A paper written by an SIU researcher on using conversation as a vehicle for social influence on sustainability topics has been published online. Kristin Hurst, assistant professor of sustainability in the School of Earth Systems and Sustainability, is the paper’s first author. Titled “Increasing Sustainable Behavior Through Conversation,” the paper also will be published in March in the Journal of Environmental Psychology. It describes an experiment in which the researchers tested the causal effects of peer-to-peer conversation on sustainable behavior and examined the roles of psychological safety and partner stance in this process.

Jaemin Park, assistant professor of practice, School of Theater and Dance, won the 2023 Barbizon Lighting Company Jonathan Resnick Lighting Design Award. The United States Institute of Theatre Technology (USITT) for Young Designers Managers and Technicians in the Performing Arts presents the annual award. Park will be honored at a ceremony on March 16 during the USITT conference in St Louis.

Allison Joseph, professor and director of the Master of Fine Arts program in creative writing, will present a poetry reading in celebration of Black History Month on Wednesday, Feb. 15, at John A. Logan College.

David Sutton, professor, anthropology, recently published “Tacit and Embedded as Forms: A Tropological Approach to Neoliberalism” in the journal, Anthropological Theory, and “The Horror/Beauty of the Harga: Midsommar and the Western Imaginary of a Screen-Free Life” in Visual Anthropology. Sutton also recently published “Changing Continuities and the Scholar-Activist Anthropology of Constance R. Sutton,” a collection of essays by his mother, who was pioneer of Caribbeanist anthropology and a political and social activist. 
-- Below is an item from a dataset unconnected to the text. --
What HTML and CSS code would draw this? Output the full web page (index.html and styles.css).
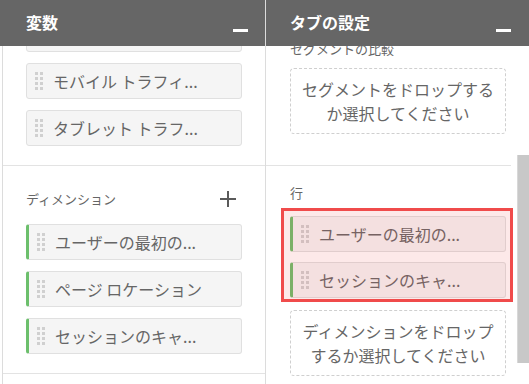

Jonathan Bean, professor, history, has been a member of the Illinois Advisory Panel to the U.S. Civil Rights Commission (USCCR) for 12 years. Each year, the panel selects a topic and investigates by calling witnesses to their hearings, asking USCCR staff for additional information before deliberating and making recommendations. This year’s report, “Examining Equal Access to Post-Secondary Education in Illinois” was released in November. SIU President Dan Mahony was among those to present testimony for that report. Previous reports have examined such topics as incarceration, voting rights, immigration reform and religious hate crimes. Cindy Buys, professor, SIU School of Law, has been on the 12-member committee since 2015 and became vice chair in 2022.